奈良県平群町立平群東小学校(ことばの教室)教諭。S.E.N.S(特別支援教育士)スーパーバイザー。言語聴覚士。日本LD学会会員。日本INREAL研究会事務局。著書に、『通常の学級でやさしい学び支援1 読み書きが苦手な子どもへの<基礎>トレーニングワーク』『通常の学級でやさしい学び支援2 読み書きが苦手な子どもへの<つまずき>支援ワーク』などがある。

―『通常の学級でやさしい学び支援』3・4巻は、漢字学習につまずきのある子どもたちに焦点をあてたワーク集とのことですが、読み書きが苦手な子どもたちは漢字学習のどのようなところにつまずきやすいのでしょうか?

 漢字は小学校で1006文字とたくさんの文字を覚えなければいけないため、どの子にとっても困難な学習と言えます。読みの苦手な子どもにとっては、音読み・訓読みと複数の読み方を覚えていくことが難しくなります。

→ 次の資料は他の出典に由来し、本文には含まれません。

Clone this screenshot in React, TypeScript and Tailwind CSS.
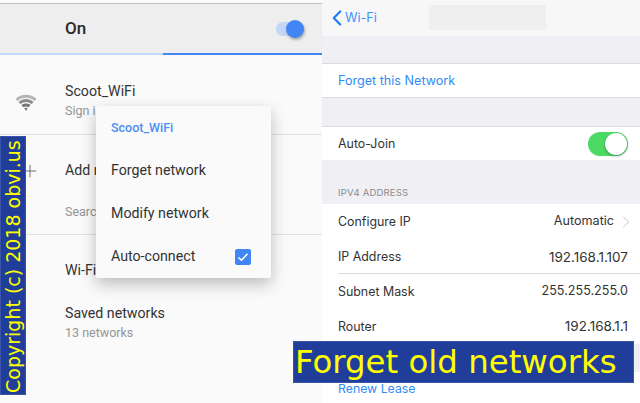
import { ChevronLeft, ChevronRight, Plus } from "lucide-react";

const androidFont = "font-['Roboto',sans-serif]";
const iosFont = "font-['Inter',sans-serif]";

function AndroidRow({ title, subtitle, className }: { title: string; subtitle?: string; className: string }) {
  return (
    <div className={`pl-[65px] ${className}`}>
      <div className="text-[14.2px] leading-[20px] text-[#333333]">{title}</div>
      {subtitle && <div className="text-[12.5px] leading-[20px] text-[#959595]">{subtitle}</div>}
    </div>
  );
}

function WifiIcon() {
  return (
    <svg width="22" height="18" viewBox="0 0 22 18" className="absolute left-[15px] top-[39px]">
      <path d="M0.5 5 C6 -0.6 16 -0.6 21.5 5 L19.6 7 C14.6 2.6 7.4 2.6 2.4 7 Z" fill="#b5b5b5" />
      <path d="M3.4 8 C8 4 14 4 18.6 8 L16.6 10 C13 7.2 9 7.2 5.4 10 Z" fill="#8a8a8a" />
      <path d="M6.4 11 C9.2 9 12.8 9 15.6 11 L13.6 13.2 C12 12.2 10 12.2 8.4 13.2 Z" fill="#777777" />
      <path d="M9.3 14.3 C10.4 13.7 11.6 13.7 12.7 14.3 L11 17 Z" fill="#777777" />
    </svg>
  );
}

function AndroidPanel() {
  return (
    <div className={`relative w-[322px] h-full shrink-0 bg-[#fafafa] ${androidFont}`}>
      <div className="h-[4px] bg-[#fafafa] border-b border-[#bdbdbd]" />
      <div className="flex h-[49px] items-center justify-between bg-[#eeeeee] pl-[65px] pr-[18px]">
        <span className="pt-[1px] text-[17px] font-medium text-[#2a2a2a]">On</span>
        <span className="relative block h-[14px] w-[28px] rounded-full bg-[#c3d6f5]">
          <span className="absolute right-0 top-[-2px] h-[18px] w-[18px] rounded-full bg-[#4285f4] shadow-[1px_2px_3px_rgba(0,0,0,0.3)]" />
        </span>
      </div>
      <div className="flex h-[2px]">
        <div className="w-[163px] bg-[#c5dafb]" />
        <div className="flex-1 bg-[#4285f4]" />
      </div>
      <div className="relative h-[80px] border-b border-[#e0e0e0] pt-[26px]">
        <WifiIcon />
        <AndroidRow title="Scoot_WiFi" subtitle="Sign i" className="" />
      </div>
      <div className="relative h-[100px] border-b border-[#e0e0e0] pt-[25px]">
        <Plus size={20} strokeWidth={1} className="absolute left-[20px] top-[26px] text-[#555555]" />
        <AndroidRow title="Add n" className="" />
        <div className="mt-[22px] pl-[65px] text-[12.5px] leading-[20px] text-[#959595]">Searc</div>
      </div>
      <AndroidRow title="Wi-Fi" className="pt-[25px]" />
      <AndroidRow title="Saved networks" subtitle="13 networks" className="pt-[23px]" />

      <div className="absolute left-[96px] top-[106px] flex h-[172px] w-[175px] flex-col rounded-[2px] bg-[#fafafa] pl-[15px] pr-[20px] text-[14.2px] text-[#333333] shadow-[0_6px_16px_rgba(0,0,0,0.25)]">
        <div className="flex h-[44px] items-center text-[12.5px] font-medium text-[#4a8ef5]">Scoot_WiFi</div>
        <div className="flex h-[43px] items-center">Forget network</div>
        <div className="flex h-[43px] items-center">Modify network</div>
        <div className="flex h-[43px] items-center justify-between">
          <span>Auto-connect</span>
          <span className="flex h-[16px] w-[16px] items-center justify-center rounded-[2px] bg-[#4285f4]">
            <svg width="12" height="12" viewBox="0 0 12 12">
              <path d="M1.5 6.5 L4.5 9.2 L10.5 2.8" fill="none" stroke="#ffffff" strokeWidth="1.6" />
            </svg>
          </span>
        </div>
      </div>
    </div>
  );
}

function IosRow({
  label,
  value,
  chevron,
  valueClass = "text-[13.5px]",
  className,
}: {
  label: string;
  value: string;
  chevron?: boolean;
  valueClass?: string;
  className: string;
}) {
  return (
    <div className={`flex items-center justify-between pl-[16px] pr-[12px] text-[#333333] ${className}`}>
      <span className="pt-[1px] text-[12.4px]">{label}</span>
      {chevron ? (
        <span className="flex items-center gap-[2px] text-[12.6px]">
          {value}
          <ChevronRight size={20} strokeWidth={1} className="mr-[-8px] text-[#b8b8bc]" />
        </span>
      ) : (
        <span className={valueClass}>{value}</span>
      )}
    </div>
  );
}

function IosPanel() {
  return (
    <div className={`h-full flex-1 bg-[#efeff4] ${iosFont}`}>
      <div className="flex h-[36px] items-center bg-[#f7f7f7] pl-[6px]">
        <ChevronLeft size={26} strokeWidth={2} className="ml-[-4px] text-[#1a7ef5]" />
        <span className="ml-[-5px] pt-[1px] text-[12.6px] text-[#3b93f7]">Wi-Fi</span>
        <div className="ml-[52px] mt-[-2px] h-[25px] w-[117px] bg-[#efefef]" />
      </div>
      <div className="mt-[27px] flex h-[35px] items-center border-y border-[#dcdce0] bg-white pl-[16px] pt-[1px] text-[12.6px] text-[#2f8cf6]">
        Forget this Network
      </div>
      <div className="mt-[28px] flex h-[34px] items-center justify-between border-t border-[#dcdce0] bg-white pl-[16px] pr-[12px] text-[12.4px] text-[#333333]">
        <span className="pt-[1px]">Auto-Join</span>
        <span className="relative block h-[24px] w-[40px] rounded-full bg-[#4cd964]">
          <span className="absolute right-[1px] top-[1px] h-[22px] w-[22px] rounded-full bg-white shadow-[0_1px_3px_rgba(0,0,0,0.35)]" />
        </span>
      </div>
      <div className="flex h-[44px] items-end pb-[4px] pl-[16px] text-[9.5px] tracking-[0.2px] text-[#8a8a8f]">IPV4 ADDRESS</div>
      <div className="bg-white">
        <IosRow label="Configure IP" value="Automatic" chevron className="h-[35px]" />
        <IosRow label="IP Address" value="192.168.1.107" className="h-[34px] pt-[2px]" />
        <div className="ml-[16px] border-t border-[#dcdce0]" />
        <IosRow label="Subnet Mask" value="255.255.255.0" valueClass="text-[12.6px]" className="h-[35px]" />
        <IosRow label="Router" value="192.168.1.1" className="h-[35px]" />
      </div>
      <div className="h-[28px]" />
      <div className="h-[31px] bg-white pl-[16px] pt-[9px] text-[12.3px] leading-[16px] text-[#2f8cf6]">Renew Lease</div>
    </div>
  );
}

export default function App() {
  return (
    <div className="relative flex h-[403px] w-[640px] overflow-hidden bg-white">
      <AndroidPanel />
      <IosPanel />
      <div className="absolute left-0 top-[136px] flex h-[259px] w-[26px] items-center justify-end border border-[#3a55a8] bg-[#203e99] pb-[3px] [writing-mode:vertical-rl] rotate-180">
        <span className="whitespace-nowrap font-['DejaVu_Sans',sans-serif] text-[19px] leading-[24px] text-[#ffff00]">
          Copyright (c) 2018 obvi.us
        </span>
      </div>
      <div className="absolute left-[293px] top-[341px] flex h-[42px] w-[341px] items-center border border-[#3a55a8] bg-[#203e99] pl-[1px] font-['DejaVu_Sans',sans-serif] text-[32.4px] text-[#ffff00]">
        Forget old networks
      </div>
    </div>
  );
}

形の苦手な子どもにとっては、画数の多い部首が組み合わさった複雑な漢字を覚えたり書くことにつまずきます。注意の集中しにくい子どもにとっては、読みや形に気を付けながら何回も練習することが困難になります。

―Q1のようなつまずきを示す子どもにはどのような支援をすることで読み書きの力を伸ばすことができますか?

 漢字を覚えていくには「音(読み)」「形」「意味」の三つの要素が必要です。三要素のうちのどの部分が弱いのかを意識しながら練習する必要があります。例えば、読みが苦手な場合には、「新」を覚える時に「あたらしい」「新聞のシン」「新幹線のシン」と、読み方を言いながら書く練習をする必要があります。また、形が苦手な場合には、同じ「新」でも『「立つ」の下に「木」その横に「おの」』のように、部首の意味や形を考えながら書くことが大切になります。

―解説には詳しく、子どものつまずきへの手立てが記載されていますが、本ワークを使いながらどのように子どもを読み取っていくのがよいとお考えですか?

 ワークは、ただ先へ先へと進めていくのではなく、子どもの小さなつまずきを発見し、その部分に丁寧に対応していくための手立てとして活用していくことが可能です。うまくいかないのには、必ず何らかの理由があります。できない部分に直接アプローチするのではなく、また訓練的に繰り返すだけではなく、まずは子どものつまずきをよく知り、その周辺のさまざまな力にアプローチしていくことで、解決することはたくさんあるのです。

―本ワークでは、どのようなアイデア教材で子どものつまずきを支援しているのでしょうか? 例でもかまいませんので教えてください。

 本ワークでは、漢字を覚えやすくするために考えた「漢字パーツ」を使っています。そのために、各学年の新出漢字に使われている部首を一覧表にした「漢字パーツ表」を用意しています(2年生用−1巻、3年生用−2巻、4〜6年生用−4巻)。部首の形・部首名・部首の意味などを、漢字を覚えていく手がかりとして活用していきます。少し難しい部首も含めていますが、子どもたちは楽しみながら漢字を覚えていけるようです。

―読み書きが苦手な子どもに、先生は本ワークをどのように使用していただきたい(使用方法)とお考えでしょうか?

 漢字学習ではそれまでに習った既習漢字を覚えておき、さらに該当学年の新出漢字を覚えていかなければいけません。本ワークの効率的な使い方として次のようなやり方はどうでしょう。1学期は前の学年の既習漢字の復習を行いながら、「漢字パーツ」を使って新出漢字の練習をする。2学期以降、該当学年のワークで練習する…。また、ワークプリントはコピーフリーになっていますので、子どもに合った効果的な使い方を考えていってもらえればと思います。

―お使いになる先生、保護者等読者へのメッセージをお願いします。

 漢字には数の多さ、読みの難しさ、形の複雑さなど「漢字の難しさ」がたくさんあります。この難しさに押しつぶされて漢字嫌いにならないよう、できるだけ効果的・効率的な漢字学習が大切になります。この「〈漢字〉支援ワーク」が読み書きが苦手な子どもの支援につながることを願っています。